We constantly work for peace, through our Special Representative for the South Caucasus and the Crisis in Georgia [Toivo Klaar], our co-chairmanship of the Geneva International Discussions, and our EU Monitoring Mission
that is the only presence on the ground and we just recently extended its mandate
We support your "Peace Initiative - a step to a better future". We discussed this at length. I appreciate your leadership and you know you can count on us in this respect.
Finally, we have started already to celebrate the 10th anniversary of the Eastern Partnership
. Let me thank you once again for your commitment to this common project. The Batumi Conference in July will be an important moment dedicated to the achievements and future of the Eastern Partnership.
So thank you for hosting that and for being here today. We have plenty of achievements that we can rightly be proud of, but as we discussed today, there is still work to do, potential in the relationship to make the most out of it, and more benefits to bring to both EU and Georgian citizens.
So, thank you very much Mr Prime Minister [Mamuka Bakhtadze] for this good meeting and the good work that you are doing.
Q. Every time Georgia takes a step forward in terms of its European integration, it causes a difficult response from Russia. Borderisation is ongoing, people are being kidnapped, and so on. A few weeks ago, Russian Deputy Foreign Minister Karasin said that Georgia had to make a choice between good relations with neighbours in the region and continuing its path to Europe. What can the EU and Georgia do together to mitigate the risks to freedom and stability in the region and the country?
I think I was clear enough on the continued, confirmed and reconfirmed-over-time commitment and engagement of the European Union for the full respect of the territorial integrity of Georgia. As the Prime Minister [Mamuka Bakhtadze] mentioned, we are engaged in several tracks of work including on the ground with our monitoring mission
, that as I mentioned is the only presence on the ground, and including at diplomatic level with our role in the Geneva mechanism [Geneva International Discussions co-chairs].
We do raise this issue with the Russian authorities at different levels every time we have the opportunity to do so. As I mentioned, today we were very interested in hearing details about the implementation of the peace initiative that we fully support and that we believe can be an important step towards improving the conditions of citizens and offering avenues for people-to-people contacts and, potentially, reconciliation.

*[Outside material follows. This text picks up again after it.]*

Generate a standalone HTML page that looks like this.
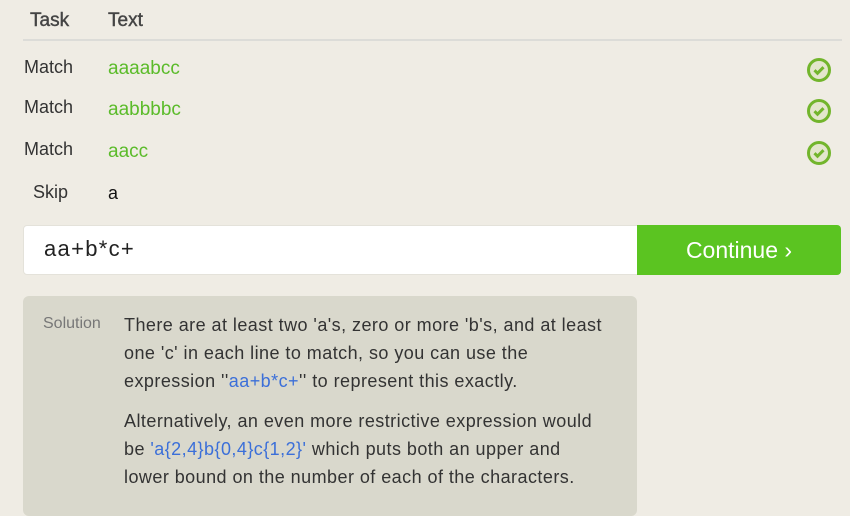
<!DOCTYPE html>
<html><head><meta charset="utf-8"><style>
*{margin:0;padding:0;box-sizing:border-box}
body{width:850px;height:503px;background:#efece4;font-family:"Liberation Sans",sans-serif;position:relative;overflow:hidden;color:#333}
.a{position:absolute;white-space:nowrap}
.h{font-size:19px;color:#444;top:10px;-webkit-text-stroke:0.4px #444}
.t{font-size:18px;color:#333}
.g{font-size:19px;color:#5bbb2a}
.ck{position:absolute;width:26px;height:26px}
.sol{position:absolute;left:23px;top:296px;width:614px;height:220px;background:#d9d8cc;border-radius:6px}
.p{position:absolute;left:124px;font-size:18px;letter-spacing:0.45px;line-height:28px;color:#333;white-space:nowrap}
.b{color:#3b6fd9}
</style></head><body>
<div class="a h" style="left:30px">Task</div>
<div class="a h" style="left:108px">Text</div>
<div class="a" style="left:23px;top:39px;width:819px;height:2px;background:#dcdcd8"></div>
<div class="a t" style="left:24px;top:57px">Match</div>
<div class="a g" style="left:108px;top:58px">aaaabcc</div>
<div class="a t" style="left:24px;top:97px">Match</div>
<div class="a g" style="left:108px;top:99px">aabbbbc</div>
<div class="a t" style="left:24px;top:139px">Match</div>
<div class="a g" style="left:108px;top:141px">aacc</div>
<div class="a t" style="left:33px;top:182px">Skip</div>
<div class="a t" style="left:108px;top:183px;color:#111">a</div>
<svg class="ck" style="left:806px;top:57px" viewBox="0 0 26 26"><circle cx="13" cy="13" r="10.5" fill="#e3e6cc" stroke="#72b52c" stroke-width="3"/><path d="M8.5 13.2l3 3 6-6" fill="none" stroke="#72b52c" stroke-width="3"/></svg>
<svg class="ck" style="left:806px;top:98px" viewBox="0 0 26 26"><circle cx="13" cy="13" r="10.5" fill="#e3e6cc" stroke="#72b52c" stroke-width="3"/><path d="M8.5 13.2l3 3 6-6" fill="none" stroke="#72b52c" stroke-width="3"/></svg>
<svg class="ck" style="left:806px;top:140px" viewBox="0 0 26 26"><circle cx="13" cy="13" r="10.5" fill="#e3e6cc" stroke="#72b52c" stroke-width="3"/><path d="M8.5 13.2l3 3 6-6" fill="none" stroke="#72b52c" stroke-width="3"/></svg>
<div class="a" style="left:23px;top:225px;width:618px;height:50px;background:#fff;border:1px solid #e4e2da;border-radius:4px 0 0 4px"></div>
<div class="a" style="left:44px;top:236px;font-size:22px;letter-spacing:1.3px;color:#222">aa+b*c+</div>
<div class="a" style="left:637px;top:225px;width:204px;height:50px;background:#5bc421;border-radius:0 4px 4px 0;color:#fff;font-size:23px;text-align:center;line-height:50px">Continue ›</div>
<div class="sol"></div>
<div class="a" style="left:43px;top:315px;font-size:16px;color:#777">Solution</div>
<div class="p" style="top:311px">There are at least two 'a's, zero or more 'b's, and at least<br>one 'c' in each line to match, so you can use the<br>expression ''<span class="b">aa+b*c+</span>'' to represent this exactly.</div>
<div class="p" style="top:407px">Alternatively, an even more restrictive expression would<br>be <span class="b">'a{2,4}b{0,4}c{1,2}'</span> which puts both an upper and<br>lower bound on the number of each of the characters.</div>
</body></html>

Let me state very clearly something I have stated several times that does not only relate to Georgia but to our entire Eastern Partnership policy. The approach of the European Union is never an approach of spheres of influence. We do not believe that any country in the world should be put in the situation of choosing one side or the other. Being friends, being partners, being close to the European Union, does not imply being less friends with or less close to any other country in the world. Being friends and partners of the European Union is fully compatible with being friends and partners with any other country of the world. The point is whether these other countries are attractive as friends and partners, but this is not a problem of the European Union.
Q. The Georgian Prime Minister spoke about the roadmap and the concrete plans which the Georgian government is going to implement. The Georgian government is mentioning that they want more and broader action beyond the Association Agreement. What is your view on the further integration of Georgia into the European Union? The majority of the government and the people in Georgia is saying that they want to become a member of the European Union as soon as possible. What do you expect, what is the maximum that is achievable in the following years considering the challenges the organisation is standing itself in front of?
We have discussed with the Prime Minister [Mamuka Bakhtadze], the government [of Georgia] and the delegation, the roadmap and some ideas on the way forward. We have already a way forward that is very consistent and very substantial which is, first of all, the implementation of our Association Agreement, on which good steps have been taken but the work still continues; the 20 deliverables for 2020
that have been decided during the Eastern Partnership Summit
, and that will continue to be the objective of our common work in the remaining period of our mandate and after.
This constitutes a very ambitious and substantial agenda. My concern would not so much be that of keeping high levels of ambition for the future but to rather to keep our respective focus on the implementation of this very substantial agenda that we already have in front of us. I believe that this will continue to bring positive results for the citizens of Georgia and also for the European Union.